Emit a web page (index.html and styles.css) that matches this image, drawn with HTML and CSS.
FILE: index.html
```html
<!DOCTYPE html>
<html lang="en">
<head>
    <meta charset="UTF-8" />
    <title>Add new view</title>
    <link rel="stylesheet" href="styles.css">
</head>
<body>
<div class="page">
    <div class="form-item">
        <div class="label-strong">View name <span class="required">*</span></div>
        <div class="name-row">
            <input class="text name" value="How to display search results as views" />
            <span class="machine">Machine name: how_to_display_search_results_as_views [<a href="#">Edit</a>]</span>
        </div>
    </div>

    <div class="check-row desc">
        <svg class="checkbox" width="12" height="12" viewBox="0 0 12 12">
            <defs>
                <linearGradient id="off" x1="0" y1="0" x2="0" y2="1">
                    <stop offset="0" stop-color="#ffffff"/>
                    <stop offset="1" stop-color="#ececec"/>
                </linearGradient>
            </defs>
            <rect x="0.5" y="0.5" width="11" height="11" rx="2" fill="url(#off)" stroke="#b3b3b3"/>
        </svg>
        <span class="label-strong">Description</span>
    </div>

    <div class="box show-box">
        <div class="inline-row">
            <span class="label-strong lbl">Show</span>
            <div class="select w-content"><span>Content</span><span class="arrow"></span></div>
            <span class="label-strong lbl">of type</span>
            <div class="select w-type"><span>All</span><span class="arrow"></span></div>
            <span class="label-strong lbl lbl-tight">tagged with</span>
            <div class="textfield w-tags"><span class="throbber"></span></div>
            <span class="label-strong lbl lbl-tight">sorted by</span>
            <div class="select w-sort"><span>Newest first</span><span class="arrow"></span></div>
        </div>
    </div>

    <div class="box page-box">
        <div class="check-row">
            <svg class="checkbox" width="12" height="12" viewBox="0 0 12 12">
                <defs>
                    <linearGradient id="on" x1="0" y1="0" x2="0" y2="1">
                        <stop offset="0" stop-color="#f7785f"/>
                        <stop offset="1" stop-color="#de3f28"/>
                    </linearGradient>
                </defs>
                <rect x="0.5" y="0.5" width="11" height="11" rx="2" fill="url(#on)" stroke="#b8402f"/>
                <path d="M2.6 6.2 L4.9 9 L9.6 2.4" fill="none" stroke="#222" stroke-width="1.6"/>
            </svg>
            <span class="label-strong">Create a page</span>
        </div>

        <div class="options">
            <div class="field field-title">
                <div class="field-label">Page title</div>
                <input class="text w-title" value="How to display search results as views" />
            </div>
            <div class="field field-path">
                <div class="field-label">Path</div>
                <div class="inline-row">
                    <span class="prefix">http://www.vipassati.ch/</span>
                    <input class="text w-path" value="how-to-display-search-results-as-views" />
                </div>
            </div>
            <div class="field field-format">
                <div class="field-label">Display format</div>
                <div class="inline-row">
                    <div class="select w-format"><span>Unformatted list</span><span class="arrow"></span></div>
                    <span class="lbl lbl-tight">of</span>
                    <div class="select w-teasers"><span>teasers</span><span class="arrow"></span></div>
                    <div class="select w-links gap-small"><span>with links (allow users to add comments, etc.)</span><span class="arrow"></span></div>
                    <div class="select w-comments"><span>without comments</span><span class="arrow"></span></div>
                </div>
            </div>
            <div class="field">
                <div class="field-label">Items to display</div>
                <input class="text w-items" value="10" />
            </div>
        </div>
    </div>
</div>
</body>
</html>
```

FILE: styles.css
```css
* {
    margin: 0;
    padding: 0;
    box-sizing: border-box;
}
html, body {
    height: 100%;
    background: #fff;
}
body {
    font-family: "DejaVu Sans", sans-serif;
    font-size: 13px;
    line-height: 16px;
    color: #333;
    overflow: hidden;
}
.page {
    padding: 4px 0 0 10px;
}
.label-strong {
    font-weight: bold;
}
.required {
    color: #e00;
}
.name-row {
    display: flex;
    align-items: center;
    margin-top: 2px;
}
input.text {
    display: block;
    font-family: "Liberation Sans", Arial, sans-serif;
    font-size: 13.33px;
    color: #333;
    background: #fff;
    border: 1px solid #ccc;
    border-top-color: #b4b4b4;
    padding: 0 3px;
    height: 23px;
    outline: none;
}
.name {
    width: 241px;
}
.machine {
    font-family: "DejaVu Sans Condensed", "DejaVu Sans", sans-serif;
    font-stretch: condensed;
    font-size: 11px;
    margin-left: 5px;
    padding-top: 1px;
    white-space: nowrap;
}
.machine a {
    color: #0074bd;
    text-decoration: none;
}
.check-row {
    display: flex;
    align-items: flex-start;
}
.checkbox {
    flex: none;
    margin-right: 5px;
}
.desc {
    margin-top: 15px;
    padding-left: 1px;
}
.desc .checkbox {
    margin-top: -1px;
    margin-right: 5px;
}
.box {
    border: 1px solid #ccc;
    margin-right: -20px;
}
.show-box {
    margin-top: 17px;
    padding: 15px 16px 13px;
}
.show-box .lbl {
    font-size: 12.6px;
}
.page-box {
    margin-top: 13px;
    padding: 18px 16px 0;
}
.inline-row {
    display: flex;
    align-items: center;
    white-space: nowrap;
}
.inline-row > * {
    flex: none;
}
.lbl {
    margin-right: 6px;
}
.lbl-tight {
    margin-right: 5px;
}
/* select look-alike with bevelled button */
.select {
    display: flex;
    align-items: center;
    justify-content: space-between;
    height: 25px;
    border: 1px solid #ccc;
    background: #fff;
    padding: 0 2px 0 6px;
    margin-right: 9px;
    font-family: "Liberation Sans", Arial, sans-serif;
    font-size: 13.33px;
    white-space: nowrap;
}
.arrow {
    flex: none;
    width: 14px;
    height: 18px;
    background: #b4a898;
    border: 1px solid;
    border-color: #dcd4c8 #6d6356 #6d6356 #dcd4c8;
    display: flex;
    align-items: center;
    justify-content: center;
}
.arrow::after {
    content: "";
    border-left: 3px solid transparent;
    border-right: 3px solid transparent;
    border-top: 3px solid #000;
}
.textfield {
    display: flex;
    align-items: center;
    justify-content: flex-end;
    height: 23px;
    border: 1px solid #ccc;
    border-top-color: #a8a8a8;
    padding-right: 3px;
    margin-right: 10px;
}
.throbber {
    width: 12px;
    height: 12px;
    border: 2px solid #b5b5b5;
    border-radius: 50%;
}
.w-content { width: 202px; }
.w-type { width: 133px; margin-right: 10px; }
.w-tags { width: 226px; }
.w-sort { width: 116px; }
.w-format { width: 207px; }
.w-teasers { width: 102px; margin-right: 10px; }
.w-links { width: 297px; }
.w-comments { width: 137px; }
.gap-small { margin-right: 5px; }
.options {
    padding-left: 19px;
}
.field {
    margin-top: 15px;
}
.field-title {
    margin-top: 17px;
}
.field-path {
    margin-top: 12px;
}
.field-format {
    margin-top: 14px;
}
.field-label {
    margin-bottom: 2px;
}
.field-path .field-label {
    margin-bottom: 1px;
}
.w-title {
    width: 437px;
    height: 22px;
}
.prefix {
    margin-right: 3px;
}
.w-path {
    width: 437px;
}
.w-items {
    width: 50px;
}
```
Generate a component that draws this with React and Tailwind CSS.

● Work to complete:
From the records above, please extract every line and repeat it exactly.

● Task solution:
Emit a web page (index.html and styles.css) that matches this image, drawn with HTML and CSS.
FILE: index.html
```html
<!DOCTYPE html>
<html lang="en">
<head>
    <meta charset="UTF-8" />
    <title>Add new view</title>
    <link rel="stylesheet" href="styles.css">
</head>
<body>
<div class="page">
    <div class="form-item">
        <div class="label-strong">View name <span class="required">*</span></div>
        <div class="name-row">
            <input class="text name" value="How to display search results as views" />
            <span class="machine">Machine name: how_to_display_search_results_as_views [<a href="#">Edit</a>]</span>
        </div>
    </div>

    <div class="check-row desc">
        <svg class="checkbox" width="12" height="12" viewBox="0 0 12 12">
            <defs>
                <linearGradient id="off" x1="0" y1="0" x2="0" y2="1">
                    <stop offset="0" stop-color="#ffffff"/>
                    <stop offset="1" stop-color="#ececec"/>
                </linearGradient>
            </defs>
            <rect x="0.5" y="0.5" width="11" height="11" rx="2" fill="url(#off)" stroke="#b3b3b3"/>
        </svg>
        <span class="label-strong">Description</span>
    </div>

    <div class="box show-box">
        <div class="inline-row">
            <span class="label-strong lbl">Show</span>
            <div class="select w-content"><span>Content</span><span class="arrow"></span></div>
            <span class="label-strong lbl">of type</span>
            <div class="select w-type"><span>All</span><span class="arrow"></span></div>
            <span class="label-strong lbl lbl-tight">tagged with</span>
            <div class="textfield w-tags"><span class="throbber"></span></div>
            <span class="label-strong lbl lbl-tight">sorted by</span>
            <div class="select w-sort"><span>Newest first</span><span class="arrow"></span></div>
        </div>
    </div>

    <div class="box page-box">
        <div class="check-row">
            <svg class="checkbox" width="12" height="12" viewBox="0 0 12 12">
                <defs>
                    <linearGradient id="on" x1="0" y1="0" x2="0" y2="1">
                        <stop offset="0" stop-color="#f7785f"/>
                        <stop offset="1" stop-color="#de3f28"/>
                    </linearGradient>
                </defs>
                <rect x="0.5" y="0.5" width="11" height="11" rx="2" fill="url(#on)" stroke="#b8402f"/>
                <path d="M2.6 6.2 L4.9 9 L9.6 2.4" fill="none" stroke="#222" stroke-width="1.6"/>
            </svg>
            <span class="label-strong">Create a page</span>
        </div>

        <div class="options">
            <div class="field field-title">
                <div class="field-label">Page title</div>
                <input class="text w-title" value="How to display search results as views" />
            </div>
            <div class="field field-path">
                <div class="field-label">Path</div>
                <div class="inline-row">
                    <span class="prefix">http://www.vipassati.ch/</span>
                    <input class="text w-path" value="how-to-display-search-results-as-views" />
                </div>
            </div>
            <div class="field field-format">
                <div class="field-label">Display format</div>
                <div class="inline-row">
                    <div class="select w-format"><span>Unformatted list</span><span class="arrow"></span></div>
                    <span class="lbl lbl-tight">of</span>
                    <div class="select w-teasers"><span>teasers</span><span class="arrow"></span></div>
                    <div class="select w-links gap-small"><span>with links (allow users to add comments, etc.)</span><span class="arrow"></span></div>
                    <div class="select w-comments"><span>without comments</span><span class="arrow"></span></div>
                </div>
            </div>
            <div class="field">
                <div class="field-label">Items to display</div>
                <input class="text w-items" value="10" />
            </div>
        </div>
    </div>
</div>
</body>
</html>
```

FILE: styles.css
```css
* {
    margin: 0;
    padding: 0;
    box-sizing: border-box;
}
html, body {
    height: 100%;
    background: #fff;
}
body {
    font-family: "DejaVu Sans", sans-serif;
    font-size: 13px;
    line-height: 16px;
    color: #333;
    overflow: hidden;
}
.page {
    padding: 4px 0 0 10px;
}
.label-strong {
    font-weight: bold;
}
.required {
    color: #e00;
}
.name-row {
    display: flex;
    align-items: center;
    margin-top: 2px;
}
input.text {
    display: block;
    font-family: "Liberation Sans", Arial, sans-serif;
    font-size: 13.33px;
    color: #333;
    background: #fff;
    border: 1px solid #ccc;
    border-top-color: #b4b4b4;
    padding: 0 3px;
    height: 23px;
    outline: none;
}
.name {
    width: 241px;
}
.machine {
    font-family: "DejaVu Sans Condensed", "DejaVu Sans", sans-serif;
    font-stretch: condensed;
    font-size: 11px;
    margin-left: 5px;
    padding-top: 1px;
    white-space: nowrap;
}
.machine a {
    color: #0074bd;
    text-decoration: none;
}
.check-row {
    display: flex;
    align-items: flex-start;
}
.checkbox {
    flex: none;
    margin-right: 5px;
}
.desc {
    margin-top: 15px;
    padding-left: 1px;
}
.desc .checkbox {
    margin-top: -1px;
    margin-right: 5px;
}
.box {
    border: 1px solid #ccc;
    margin-right: -20px;
}
.show-box {
    margin-top: 17px;
    padding: 15px 16px 13px;
}
.show-box .lbl {
    font-size: 12.6px;
}
.page-box {
    margin-top: 13px;
    padding: 18px 16px 0;
}
.inline-row {
    display: flex;
    align-items: center;
    white-space: nowrap;
}
.inline-row > * {
    flex: none;
}
.lbl {
    margin-right: 6px;
}
.lbl-tight {
    margin-right: 5px;
}
/* select look-alike with bevelled button */
.select {
    display: flex;
    align-items: center;
    justify-content: space-between;
    height: 25px;
    border: 1px solid #ccc;
    background: #fff;
    padding: 0 2px 0 6px;
    margin-right: 9px;
    font-family: "Liberation Sans", Arial, sans-serif;
    font-size: 13.33px;
    white-space: nowrap;
}
.arrow {
    flex: none;
    width: 14px;
    height: 18px;
    background: #b4a898;
    border: 1px solid;
    border-color: #dcd4c8 #6d6356 #6d6356 #dcd4c8;
    display: flex;
    align-items: center;
    justify-content: center;
}
.arrow::after {
    content: "";
    border-left: 3px solid transparent;
    border-right: 3px solid transparent;
    border-top: 3px solid #000;
}
.textfield {
    display: flex;
    align-items: center;
    justify-content: flex-end;
    height: 23px;
    border: 1px solid #ccc;
    border-top-color: #a8a8a8;
    padding-right: 3px;
    margin-right: 10px;
}
.throbber {
    width: 12px;
    height: 12px;
    border: 2px solid #b5b5b5;
    border-radius: 50%;
}
.w-content { width: 202px; }
.w-type { width: 133px; margin-right: 10px; }
.w-tags { width: 226px; }
.w-sort { width: 116px; }
.w-format { width: 207px; }
.w-teasers { width: 102px; margin-right: 10px; }
.w-links { width: 297px; }
.w-comments { width: 137px; }
.gap-small { margin-right: 5px; }
.options {
    padding-left: 19px;
}
.field {
    margin-top: 15px;
}
.field-title {
    margin-top: 17px;
}
.field-path {
    margin-top: 12px;
}
.field-format {
    margin-top: 14px;
}
.field-label {
    margin-bottom: 2px;
}
.field-path .field-label {
    margin-bottom: 1px;
}
.w-title {
    width: 437px;
    height: 22px;
}
.prefix {
    margin-right: 3px;
}
.w-path {
    width: 437px;
}
.w-items {
    width: 50px;
}
```
Generate a component that draws this with React and Tailwind CSS.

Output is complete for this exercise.